Crystal engineering of bicyclo[3.3.0]octane derivatives

Abstract

The concept of awkward shape has been proved to be a powerful tool in deliberately designing and obtaining alternative crystal forms. Awkward shape stands for a type of relatively rigid molecular configuration which does not allow the molecule itself to pack efficiently, leaving more energetically favoured crystal forms possible, such as solvate, hydrate and co-crystal. The bicyclo[3.3.0]octane ring structure is a typical example with a dish-like awkward shape. Bicyclo[3.3.0]octane derivatives were finely designed and have been successfully synthesized in our lab. Different crystallisation behaviour of all these compounds were explored by growing X-ray quality crystals simply by changing the recrystallization solvent at room temperature and pressure (except one case). In chapter 2, the racemic compound 2,4,6,8-tetracarbomethoxybicyclo[3.3.0]octa-2,6-diene-3,7-diol (tetraester) yielded a second apohost polymorph from methanol at 0℃. We also have obtained a family of closely related inclusion compounds. In addition, tetraester also shows unique properties when mixed solvents were applied as recrystallization solvent. In chapter 3, mono-, di-, trimethylated compounds have lost their potential of forming multiple crystal forms.
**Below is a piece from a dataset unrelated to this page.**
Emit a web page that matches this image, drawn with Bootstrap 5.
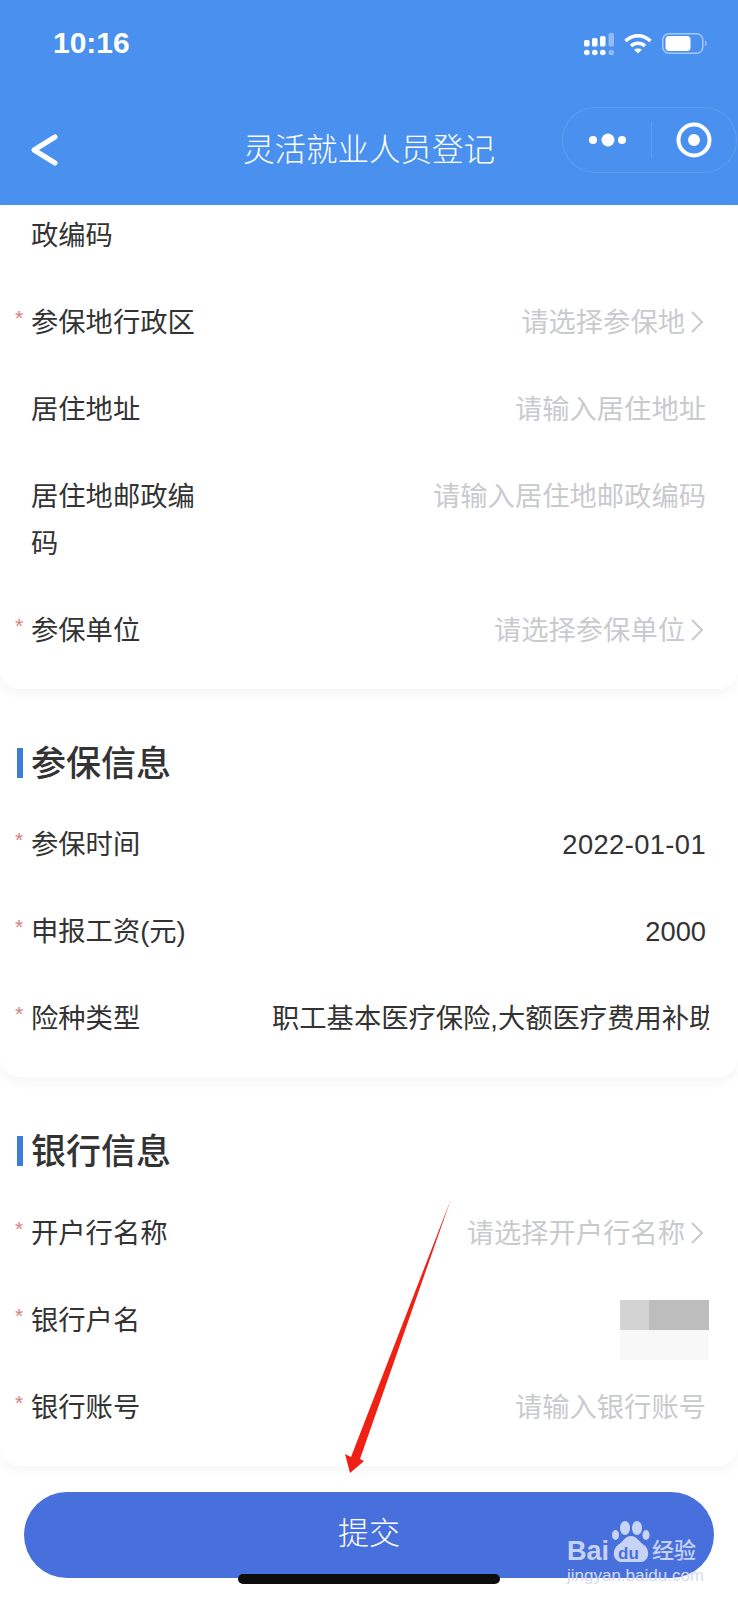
<!DOCTYPE html>
<html lang="zh-CN">
<head>
    <meta charset="UTF-8">
    <title>灵活就业人员登记</title>
    <link rel="stylesheet" href="https://cdn.jsdelivr.net/npm/bootstrap@5.3.0/dist/css/bootstrap.min.css">
    <style>
        html, body { height: 1600px; overflow: hidden; }
        body { font-family: "Liberation Sans", "Noto Sans CJK SC", sans-serif; color: #333; background: #fff; position: relative; }
        .app-head { height: 205px; background: #4a90ee; color: #fff; }
        .status-row { height: 107px; padding: 26px 31px 0 53px; }
        .clock { font-size: 30px; font-weight: 700; line-height: 34px; }
        .status-icons { gap: 10px; margin-top: 7px; }
        .title-row { height: 98px; position: relative; }
        .back-icon { position: absolute; left: 30px; top: 27px; }
        .page-title { position: absolute; left: 0; width: 738px; top: 21px; text-align: center; font-size: 31.5px; line-height: 44px; font-weight: 300; }
        .capsule { position: absolute; left: 562px; top: 0; width: 175px; height: 66px; border: 1px solid rgba(255,255,255,.12); border-radius: 33px; }
        .capsule-line { width: 1px; height: 36px; background: rgba(255,255,255,.12); }
        .form-card { border: 0; border-radius: 0 0 20px 20px; box-shadow: 0 6px 12px rgba(0,0,0,.035); background: #fff; }
        .first-card { padding-bottom: 15px; }
        .later-card { padding-bottom: 15px; margin-top: 24px; }
        .head-block { height: 88.5px; padding: 29px 0 0 17px; }
        .head-bar { width: 6px; height: 30px; background: #3b7dd8; margin: 6px 8px 0 0; }
        .head-text { font-size: 35px; line-height: 44px; font-weight: 500; color: #333; }
        .form-row { position: relative; padding: 20px 32px 20px 31px; font-size: 27.3px; line-height: 47px; }
        .form-row.cut-row { padding-top: 6.5px; }
        .form-row.need::before { content: "*"; position: absolute; left: 15px; top: 15px; font-size: 21px; color: #d98080; }
        .row-label { width: 166px; flex: none; color: #333; }
        .row-value { color: #333; }
        .date-value { letter-spacing: .4px; }
        .row-hint { color: #c9cace; }
        .row-clip { width: 437px; margin-left: auto; margin-right: -3px; overflow: hidden; white-space: nowrap; }
        .hint-chev { margin: 0 2px 0 5px; }
        .blur-box { width: 89px; height: 60px; margin: 3.5px -3px -16.5px 0; display: grid; grid-template-columns: 29px 60px; grid-template-rows: 30px 30px; }
        .blur-a { background: #d3d3d3; }
        .blur-b { background: #bdbdbd; }
        .blur-c { background: #f8f8f8; }
        .submit-wrap { padding: 26px 24px 23px 24px; }
        .submit-btn { height: 86px; width: 100%; background: #4870dc; border: 0; color: #fff; font-size: 31px; font-weight: 300; }
        .home-bar { position: absolute; left: 238px; top: 1574px; width: 262px; height: 10px; border-radius: 5px; background: #0d0d0d; }
        .red-arrow { position: absolute; left: 340px; top: 1195px; }
        .water-mark { position: absolute; left: 566px; top: 1518px; width: 140px; height: 70px; color: rgba(255,255,255,.7); }
        .wm-paw { position: absolute; left: 46px; top: 3px; }
        .wm-bai { position: absolute; left: 1px; top: 19px; font: 700 27px/28px "Liberation Sans", sans-serif; }
        .wm-du { position: absolute; left: 52px; top: 28px; font: 700 17px/16px "Liberation Sans", sans-serif; color: #4870dc; }
        .wm-cn { position: absolute; left: 86px; top: 19px; font-size: 22px; line-height: 28px; font-weight: 500; white-space: nowrap; }
        .wm-url { position: absolute; left: 1px; top: 47.5px; font: 400 17px/20px "Liberation Sans", sans-serif; white-space: nowrap; color: #d5dcf0; }
    </style>
</head>
<body>
<header class="app-head">
    <div class="status-row d-flex justify-content-between">
        <span class="clock">10:16</span>
        <div class="status-icons d-flex align-items-start">
            <svg width="30" height="23" viewBox="0 0 30 23" fill="#fff">
                <rect x="0" y="7" width="5.5" height="6.5" rx="1.5"/><circle cx="2.8" cy="19.5" r="2.8"/>
                <rect x="8" y="5" width="5.5" height="8.5" rx="1.5"/><circle cx="10.8" cy="19.5" r="2.8"/>
                <rect x="16" y="3" width="5.5" height="10.5" rx="1.5"/><circle cx="18.8" cy="19.5" r="2.8"/>
                <g opacity=".4"><rect x="24.5" y="0" width="5.5" height="13.5" rx="1.5"/><circle cx="27.3" cy="19.5" r="2.8"/></g>
            </svg>
            <svg width="28" height="21" viewBox="0 0 28 21" fill="none" stroke="#fff" stroke-width="3.6">
                <path d="M1.5 8C9 1 19 1 26.5 8"/>
                <path d="M7 13C11 9.3 17 9.3 21 13"/>
                <path d="M14 20.5L10 16.5C12 15 16 15 18 16.5Z" fill="#fff" stroke="none"/>
            </svg>
            <svg width="45" height="21" viewBox="0 0 45 21" fill="none">
                <rect x=".8" y=".8" width="40" height="19.4" rx="6" stroke="#fff" stroke-opacity=".5" stroke-width="1.5"/>
                <rect x="3.5" y="3" width="25" height="15" rx="3.5" fill="#fff"/>
                <path d="M43 7.5C45 8.5 45 12.5 43 13.5Z" fill="#fff" fill-opacity=".5"/>
            </svg>
        </div>
    </div>
    <div class="title-row">
        <svg class="back-icon" width="28" height="32" viewBox="0 0 28 32" fill="none" stroke="#fff" stroke-width="5" stroke-linecap="round" stroke-linejoin="round">
            <path d="M25 3L4 16L25 29"/>
        </svg>
        <div class="page-title">灵活就业人员登记</div>
        <div class="capsule d-flex align-items-center">
            <svg class="ms-4" width="42" height="16" viewBox="0 0 42 16" fill="#fff"><circle cx="6" cy="8" r="4"/><circle cx="21" cy="8" r="6.5"/><circle cx="35" cy="8" r="4"/></svg>
            <span class="capsule-line ms-auto"></span>
            <svg class="mx-4" width="36" height="36" viewBox="0 0 36 36" fill="none"><circle cx="18" cy="18" r="15.5" stroke="#fff" stroke-width="4"/><circle cx="18" cy="18" r="6" fill="#fff"/></svg>
        </div>
    </div>
</header>

<main>
    <section class="card form-card first-card">
        <div class="form-row cut-row d-flex"><span class="row-label">政编码</span></div>
        <div class="form-row need d-flex"><span class="row-label">参保地行政区</span><span class="row-hint ms-auto d-flex align-items-center">请选择参保地<svg class="hint-chev" width="14" height="24" viewBox="0 0 14 24" fill="none" stroke="#c9cace" stroke-width="2"><path d="M2 2L12 12L2 22"/></svg></span></div>
        <div class="form-row d-flex"><span class="row-label">居住地址</span><span class="row-hint ms-auto">请输入居住地址</span></div>
        <div class="form-row d-flex"><span class="row-label">居住地邮政编码</span><span class="row-hint ms-auto">请输入居住地邮政编码</span></div>
        <div class="form-row need d-flex"><span class="row-label">参保单位</span><span class="row-hint ms-auto d-flex align-items-center">请选择参保单位<svg class="hint-chev" width="14" height="24" viewBox="0 0 14 24" fill="none" stroke="#c9cace" stroke-width="2"><path d="M2 2L12 12L2 22"/></svg></span></div>
    </section>

    <section class="card form-card later-card">
        <div class="head-block d-flex align-items-start"><span class="head-bar"></span><span class="head-text">参保信息</span></div>
        <div class="form-row need d-flex"><span class="row-label">参保时间</span><span class="row-value date-value ms-auto">2022-01-01</span></div>
        <div class="form-row need d-flex"><span class="row-label">申报工资(元)</span><span class="row-value ms-auto">2000</span></div>
        <div class="form-row need d-flex"><span class="row-label">险种类型</span><span class="row-value row-clip">职工基本医疗保险,大额医疗费用补助</span></div>
    </section>

    <section class="card form-card later-card">
        <div class="head-block d-flex align-items-start"><span class="head-bar"></span><span class="head-text">银行信息</span></div>
        <div class="form-row need d-flex"><span class="row-label">开户行名称</span><span class="row-hint ms-auto d-flex align-items-center">请选择开户行名称<svg class="hint-chev" width="14" height="24" viewBox="0 0 14 24" fill="none" stroke="#c9cace" stroke-width="2"><path d="M2 2L12 12L2 22"/></svg></span></div>
        <div class="form-row need d-flex"><span class="row-label">银行户名</span><span class="blur-box ms-auto"><i class="blur-a"></i><i class="blur-b"></i><i class="blur-c"></i><i class="blur-c"></i></span></div>
        <div class="form-row need d-flex"><span class="row-label">银行账号</span><span class="row-hint ms-auto">请输入银行账号</span></div>
    </section>

    <div class="submit-wrap">
        <button type="button" class="btn submit-btn rounded-pill">提交</button>
    </div>
</main>

<div class="home-bar"></div>

<svg class="red-arrow" width="116" height="282" viewBox="0 0 116 282">
    <path d="M111 4L20 264L24 266L10 278L5 259L11 262Z" fill="#f02015"/>
</svg>

<div class="water-mark">
    <svg class="wm-paw" width="38" height="41" viewBox="0 0 38 41" fill="rgba(255,255,255,.7)">
        <ellipse cx="3.5" cy="14" rx="3.5" ry="5"/><ellipse cx="13" cy="7" rx="5" ry="7"/><ellipse cx="25" cy="7" rx="5" ry="7"/><ellipse cx="34" cy="14" rx="3.5" ry="5"/>
        <path d="M19 15C13 15 11 21 6 24C0 28 0 40 9 41C15 42 24 42 29 41C38 40 38 28 32 24C27 21 25 15 19 15Z"/>
    </svg>
    <span class="wm-bai">Bai</span>
    <span class="wm-du">du</span>
    <span class="wm-cn">经验</span>
    <span class="wm-url">jingyan.baidu.com</span>
</div>

<script src="https://cdn.jsdelivr.net/npm/bootstrap@5.3.0/dist/js/bootstrap.bundle.min.js"></script>
</body>
</html>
The tetramethyl tetraester was found to adopt four apohost polymorphs in which C-H O interactions dominate. In chapter 4, di-n-butyl, dibenzyl and dinaphthyl compounds yielded only one solvent free crystal form. The dipyridyl compound adopts five crystal forms including two apohost polymorphs, two hydrate polymorphs and a benzene solvate. The dithienyl compound exclusively includes small alcohols as co-crystals. In chapter 5, a family of V-shaped molecules has been designed and successfully synthesized as host compounds affording the property of including guest v solvents. They exhibit completely different crystallisation behaviour compared to their structural isomers. It is demonstrated here that supramolecular awkwardness can be used as a powerful tool for designing compounds that are prone to yielding more than one crystal forms, but prediction of the exact crystal packing is still a challenge beyond our current understanding.